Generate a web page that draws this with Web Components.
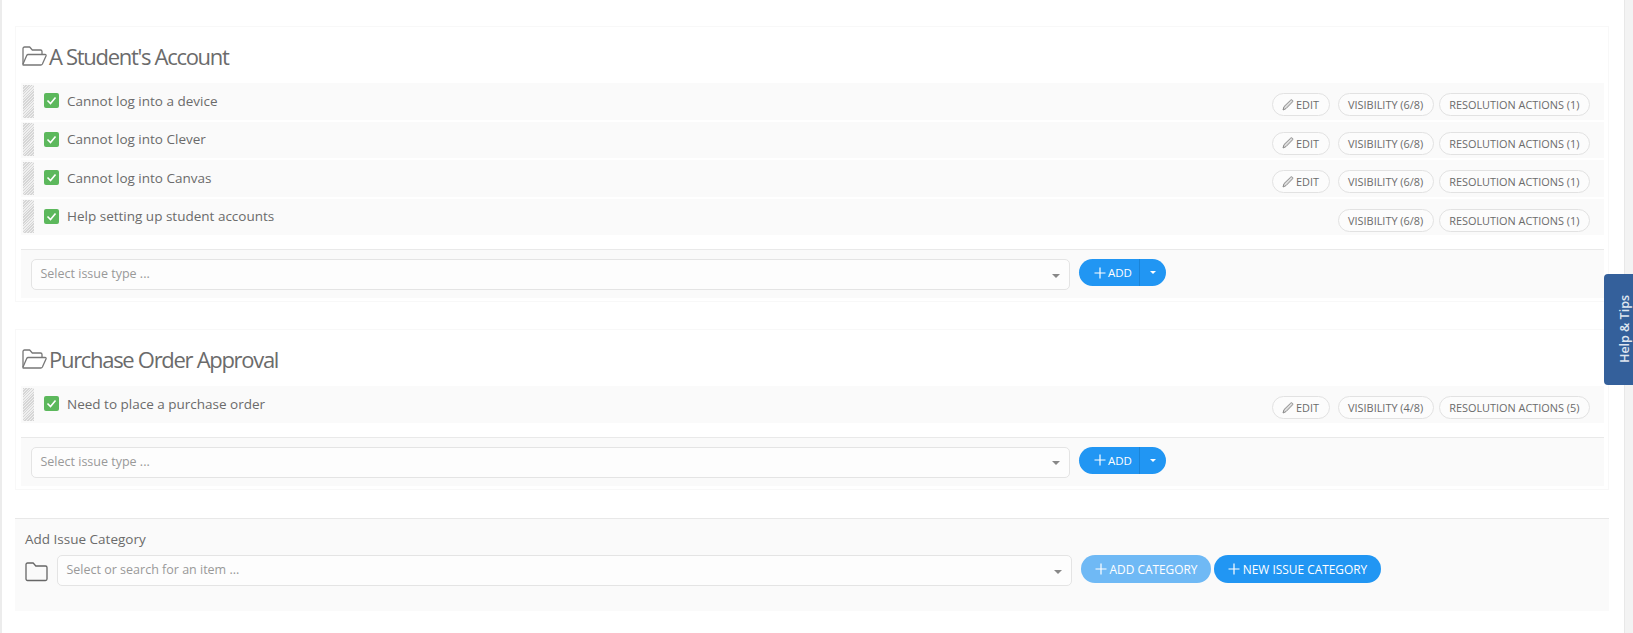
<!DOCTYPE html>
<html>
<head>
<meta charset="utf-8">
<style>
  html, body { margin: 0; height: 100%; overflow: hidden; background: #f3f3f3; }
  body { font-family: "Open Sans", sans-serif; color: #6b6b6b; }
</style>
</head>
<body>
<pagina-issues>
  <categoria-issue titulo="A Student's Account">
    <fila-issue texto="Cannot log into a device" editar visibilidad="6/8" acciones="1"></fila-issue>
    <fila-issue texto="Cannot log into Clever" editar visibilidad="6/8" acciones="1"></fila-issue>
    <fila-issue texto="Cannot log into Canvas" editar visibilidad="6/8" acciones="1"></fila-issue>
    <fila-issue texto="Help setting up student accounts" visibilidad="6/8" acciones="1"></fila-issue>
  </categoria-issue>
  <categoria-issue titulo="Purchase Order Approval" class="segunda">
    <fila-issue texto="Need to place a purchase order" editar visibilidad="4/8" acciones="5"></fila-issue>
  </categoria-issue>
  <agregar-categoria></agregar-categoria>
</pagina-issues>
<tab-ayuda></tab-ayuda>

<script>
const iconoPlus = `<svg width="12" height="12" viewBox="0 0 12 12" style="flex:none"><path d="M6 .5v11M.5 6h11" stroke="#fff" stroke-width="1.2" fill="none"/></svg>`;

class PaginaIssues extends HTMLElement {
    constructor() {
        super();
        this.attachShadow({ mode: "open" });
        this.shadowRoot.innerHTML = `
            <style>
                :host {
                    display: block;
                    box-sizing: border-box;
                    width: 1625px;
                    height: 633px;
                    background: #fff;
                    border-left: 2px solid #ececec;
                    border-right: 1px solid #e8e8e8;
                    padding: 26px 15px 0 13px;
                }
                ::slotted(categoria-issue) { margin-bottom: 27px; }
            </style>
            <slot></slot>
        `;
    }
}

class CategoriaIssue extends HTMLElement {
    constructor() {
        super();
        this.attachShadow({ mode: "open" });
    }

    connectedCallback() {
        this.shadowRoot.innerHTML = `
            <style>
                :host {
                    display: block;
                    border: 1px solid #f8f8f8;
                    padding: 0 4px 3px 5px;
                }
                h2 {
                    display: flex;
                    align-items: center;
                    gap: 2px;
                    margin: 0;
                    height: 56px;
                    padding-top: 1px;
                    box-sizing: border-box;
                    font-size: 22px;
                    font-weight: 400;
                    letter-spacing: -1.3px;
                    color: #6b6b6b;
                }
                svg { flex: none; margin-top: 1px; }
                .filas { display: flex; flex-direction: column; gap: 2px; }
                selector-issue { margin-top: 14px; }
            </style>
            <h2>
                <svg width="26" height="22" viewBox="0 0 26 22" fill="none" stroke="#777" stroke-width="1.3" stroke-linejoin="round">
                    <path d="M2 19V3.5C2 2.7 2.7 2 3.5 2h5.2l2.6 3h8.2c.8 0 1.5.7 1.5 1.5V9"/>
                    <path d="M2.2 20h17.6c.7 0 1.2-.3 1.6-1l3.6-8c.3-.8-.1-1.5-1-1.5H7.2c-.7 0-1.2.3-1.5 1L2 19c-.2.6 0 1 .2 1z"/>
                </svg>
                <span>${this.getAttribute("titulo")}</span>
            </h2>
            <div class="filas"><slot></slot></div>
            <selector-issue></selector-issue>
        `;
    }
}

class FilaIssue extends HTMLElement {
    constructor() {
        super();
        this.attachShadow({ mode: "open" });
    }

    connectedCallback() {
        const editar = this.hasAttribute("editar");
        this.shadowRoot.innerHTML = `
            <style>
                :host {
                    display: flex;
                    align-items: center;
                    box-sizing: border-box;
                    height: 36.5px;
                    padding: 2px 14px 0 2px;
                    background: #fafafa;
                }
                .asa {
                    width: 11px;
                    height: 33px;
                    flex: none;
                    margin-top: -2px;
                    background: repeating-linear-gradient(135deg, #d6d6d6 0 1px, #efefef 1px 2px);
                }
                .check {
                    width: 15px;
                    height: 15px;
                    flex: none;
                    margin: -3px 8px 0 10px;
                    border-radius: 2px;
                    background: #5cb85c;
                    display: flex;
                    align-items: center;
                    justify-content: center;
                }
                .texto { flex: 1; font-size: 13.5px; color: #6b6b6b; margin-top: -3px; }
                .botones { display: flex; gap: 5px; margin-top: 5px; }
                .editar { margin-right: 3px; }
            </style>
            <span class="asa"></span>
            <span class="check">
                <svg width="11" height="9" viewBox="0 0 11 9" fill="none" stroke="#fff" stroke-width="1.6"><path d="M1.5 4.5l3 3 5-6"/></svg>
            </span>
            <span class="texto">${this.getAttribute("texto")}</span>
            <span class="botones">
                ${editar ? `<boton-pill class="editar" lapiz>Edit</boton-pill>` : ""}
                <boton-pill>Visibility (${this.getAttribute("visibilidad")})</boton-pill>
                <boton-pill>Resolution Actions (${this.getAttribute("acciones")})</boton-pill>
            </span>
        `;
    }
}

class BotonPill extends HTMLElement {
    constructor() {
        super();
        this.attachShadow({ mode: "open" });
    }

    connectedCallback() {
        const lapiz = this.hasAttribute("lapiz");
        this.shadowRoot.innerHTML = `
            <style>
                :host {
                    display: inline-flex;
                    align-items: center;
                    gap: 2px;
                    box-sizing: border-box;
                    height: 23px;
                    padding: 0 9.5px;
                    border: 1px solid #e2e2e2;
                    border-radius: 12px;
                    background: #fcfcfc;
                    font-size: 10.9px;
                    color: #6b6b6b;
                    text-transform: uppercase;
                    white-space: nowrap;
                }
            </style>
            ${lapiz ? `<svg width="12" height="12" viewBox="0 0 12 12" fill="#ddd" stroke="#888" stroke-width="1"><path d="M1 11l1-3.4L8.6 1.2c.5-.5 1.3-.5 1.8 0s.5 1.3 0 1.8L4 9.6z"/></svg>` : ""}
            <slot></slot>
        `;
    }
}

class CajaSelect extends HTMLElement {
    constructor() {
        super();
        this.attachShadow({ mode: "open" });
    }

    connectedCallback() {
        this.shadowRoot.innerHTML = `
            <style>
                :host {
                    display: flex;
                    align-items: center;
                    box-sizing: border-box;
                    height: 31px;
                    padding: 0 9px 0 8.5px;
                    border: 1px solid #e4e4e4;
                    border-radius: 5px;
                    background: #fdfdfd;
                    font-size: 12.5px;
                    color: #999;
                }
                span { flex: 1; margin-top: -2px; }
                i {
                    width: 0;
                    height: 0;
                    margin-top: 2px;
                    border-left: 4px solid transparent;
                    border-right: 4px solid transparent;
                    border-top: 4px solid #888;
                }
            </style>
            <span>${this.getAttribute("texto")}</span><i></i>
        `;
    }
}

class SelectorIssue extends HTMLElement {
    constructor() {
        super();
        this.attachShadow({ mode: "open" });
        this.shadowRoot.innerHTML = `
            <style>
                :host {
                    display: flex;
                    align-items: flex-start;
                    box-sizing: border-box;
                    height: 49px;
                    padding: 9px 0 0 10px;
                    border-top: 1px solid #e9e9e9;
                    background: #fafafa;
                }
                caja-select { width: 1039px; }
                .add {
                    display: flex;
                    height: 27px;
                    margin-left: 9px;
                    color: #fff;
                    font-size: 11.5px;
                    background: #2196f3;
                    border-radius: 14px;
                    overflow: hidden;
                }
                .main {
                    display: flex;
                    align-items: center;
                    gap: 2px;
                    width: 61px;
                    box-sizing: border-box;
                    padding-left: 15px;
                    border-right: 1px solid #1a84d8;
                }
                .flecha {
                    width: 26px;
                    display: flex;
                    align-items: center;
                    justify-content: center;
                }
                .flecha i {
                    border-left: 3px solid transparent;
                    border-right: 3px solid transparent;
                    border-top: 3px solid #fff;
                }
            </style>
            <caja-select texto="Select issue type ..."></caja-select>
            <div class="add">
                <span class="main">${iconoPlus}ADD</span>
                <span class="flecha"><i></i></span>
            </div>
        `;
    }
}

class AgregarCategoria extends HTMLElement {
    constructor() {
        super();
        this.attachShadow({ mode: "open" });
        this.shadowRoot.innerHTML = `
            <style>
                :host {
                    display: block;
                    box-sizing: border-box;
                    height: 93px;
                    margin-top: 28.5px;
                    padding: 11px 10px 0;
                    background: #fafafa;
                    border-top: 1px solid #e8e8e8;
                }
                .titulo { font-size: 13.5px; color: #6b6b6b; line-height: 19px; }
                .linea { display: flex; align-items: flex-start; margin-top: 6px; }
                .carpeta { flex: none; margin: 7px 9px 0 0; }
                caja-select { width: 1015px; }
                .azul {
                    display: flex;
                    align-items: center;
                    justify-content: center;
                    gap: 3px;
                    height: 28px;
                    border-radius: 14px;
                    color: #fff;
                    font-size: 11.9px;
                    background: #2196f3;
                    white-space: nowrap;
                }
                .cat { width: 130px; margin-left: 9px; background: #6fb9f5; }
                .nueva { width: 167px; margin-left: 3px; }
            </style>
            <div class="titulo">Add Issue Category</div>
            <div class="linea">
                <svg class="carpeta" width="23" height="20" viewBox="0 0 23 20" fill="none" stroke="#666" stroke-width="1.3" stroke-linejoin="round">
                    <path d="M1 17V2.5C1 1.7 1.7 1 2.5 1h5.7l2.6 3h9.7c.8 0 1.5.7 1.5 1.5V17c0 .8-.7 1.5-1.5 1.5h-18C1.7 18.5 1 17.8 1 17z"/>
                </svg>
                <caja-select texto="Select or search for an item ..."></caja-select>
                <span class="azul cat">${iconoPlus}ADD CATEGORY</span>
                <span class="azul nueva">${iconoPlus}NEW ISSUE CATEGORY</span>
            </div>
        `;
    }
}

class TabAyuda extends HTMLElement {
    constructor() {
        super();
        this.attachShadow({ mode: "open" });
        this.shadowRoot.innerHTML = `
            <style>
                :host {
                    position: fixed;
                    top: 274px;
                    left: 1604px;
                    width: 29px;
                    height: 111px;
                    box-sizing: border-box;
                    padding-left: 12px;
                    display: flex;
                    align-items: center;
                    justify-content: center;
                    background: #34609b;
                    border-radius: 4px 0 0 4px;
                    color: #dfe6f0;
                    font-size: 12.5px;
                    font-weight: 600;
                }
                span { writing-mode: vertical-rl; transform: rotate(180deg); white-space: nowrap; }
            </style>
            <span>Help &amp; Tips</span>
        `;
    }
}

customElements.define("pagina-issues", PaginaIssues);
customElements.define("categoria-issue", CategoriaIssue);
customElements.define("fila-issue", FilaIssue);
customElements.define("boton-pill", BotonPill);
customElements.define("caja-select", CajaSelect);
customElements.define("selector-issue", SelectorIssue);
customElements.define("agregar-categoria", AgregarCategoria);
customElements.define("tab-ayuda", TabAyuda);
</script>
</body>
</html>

★ ★ ★

Task requirements
Output exactly the span of lines from the top of the listing through the line holding "<tab-ayuda></tab-ayuda>", and leave every picture out.

Result for this exercise
Generate a web page that draws this with Web Components.
<!DOCTYPE html>
<html>
<head>
<meta charset="utf-8">
<style>
  html, body { margin: 0; height: 100%; overflow: hidden; background: #f3f3f3; }
  body { font-family: "Open Sans", sans-serif; color: #6b6b6b; }
</style>
</head>
<body>
<pagina-issues>
  <categoria-issue titulo="A Student's Account">
    <fila-issue texto="Cannot log into a device" editar visibilidad="6/8" acciones="1"></fila-issue>
    <fila-issue texto="Cannot log into Clever" editar visibilidad="6/8" acciones="1"></fila-issue>
    <fila-issue texto="Cannot log into Canvas" editar visibilidad="6/8" acciones="1"></fila-issue>
    <fila-issue texto="Help setting up student accounts" visibilidad="6/8" acciones="1"></fila-issue>
  </categoria-issue>
  <categoria-issue titulo="Purchase Order Approval" class="segunda">
    <fila-issue texto="Need to place a purchase order" editar visibilidad="4/8" acciones="5"></fila-issue>
  </categoria-issue>
  <agregar-categoria></agregar-categoria>
</pagina-issues>
<tab-ayuda></tab-ayuda>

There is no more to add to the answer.